İşte bu noktada Çanakkale Zaferi’nin kazanılmasında Trabzonlu Ali Şükrü Bey’in de dolaylı yönden katkısı ortaya çıkmaktadır. Nitekim savaşta büyük etkisi görülen deniz mayınlarının Berlin’den temini Donanma Cemiyeti aracılığıyla cemiyetin yöneticilerinden Ali Şükrü Bey ve Avni Bey tarafından gerçekleştirilmiştir. Tehlikeleri göze alarak Romanya sınırından kaçırılan ve Bahriye Nezareti’ne teslim edilen bu mayınlarla Çanakkale Boğazı’na mayın tarlaları döşenerek düşman gemilerine zayiat verilmiştir. 

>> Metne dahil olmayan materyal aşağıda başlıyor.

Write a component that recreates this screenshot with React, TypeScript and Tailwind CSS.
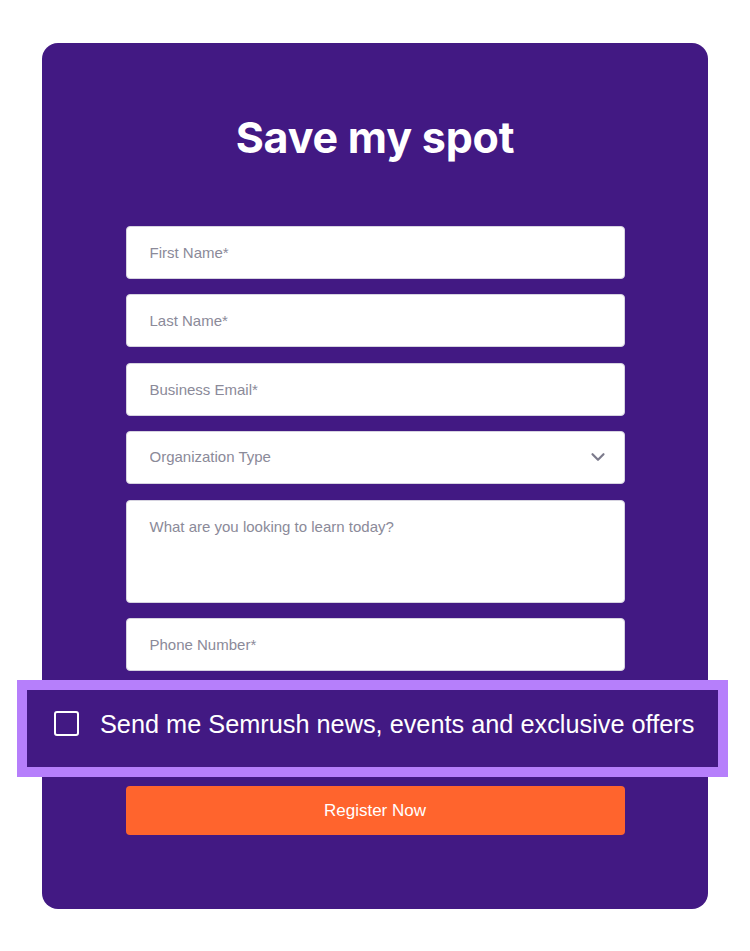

Sonuçta İtilaf Donanması boğazı aşamayarak ve büyük kayıplar vererek geriye dönmüştür. Bunda sonraki planları nisan ayında boğazı karadan geçmek olmuştur. Ancak Çanakkale kara savaşlarında da İtilaf Devletleri’nin karşısına bu kez Mustafa Kemal Paşa ve diğer kahraman komutanların yönetimindeki Türk ordusu çıkacak Çanakkale’yi İtilaf Devletleri’ne kapatacak ve bütün dünyaya “Çanakkale Geçilmez!” dedirteceklerdir.

Çanakkale Zaferi dünyaya Türk'ün tükendiği sanılan gücünün henüz tükenmediğini, artık tarihi misyonunu tamamladığını sandıkları Osmanlı’nın şartlar ne kadar zor olursa olsun, daha çok şeyler başarabilecek güç ve inanca sahip bulunduğunu göstermiştir. Siyasî güçleriyle, teknolojileriyle ve silâhlarıyla Türk milletini tarihten silmeye çalışanların asla yok edemeyeceği iki şeyin varlığını dünya bir kez daha öğrenmiştir: Damardaki kan, göğüsteki iman!

İşte bu kan Çanakkale’nin kızıl ufkunda, bu iman Çanakkale’nin karış karış toprağındadır.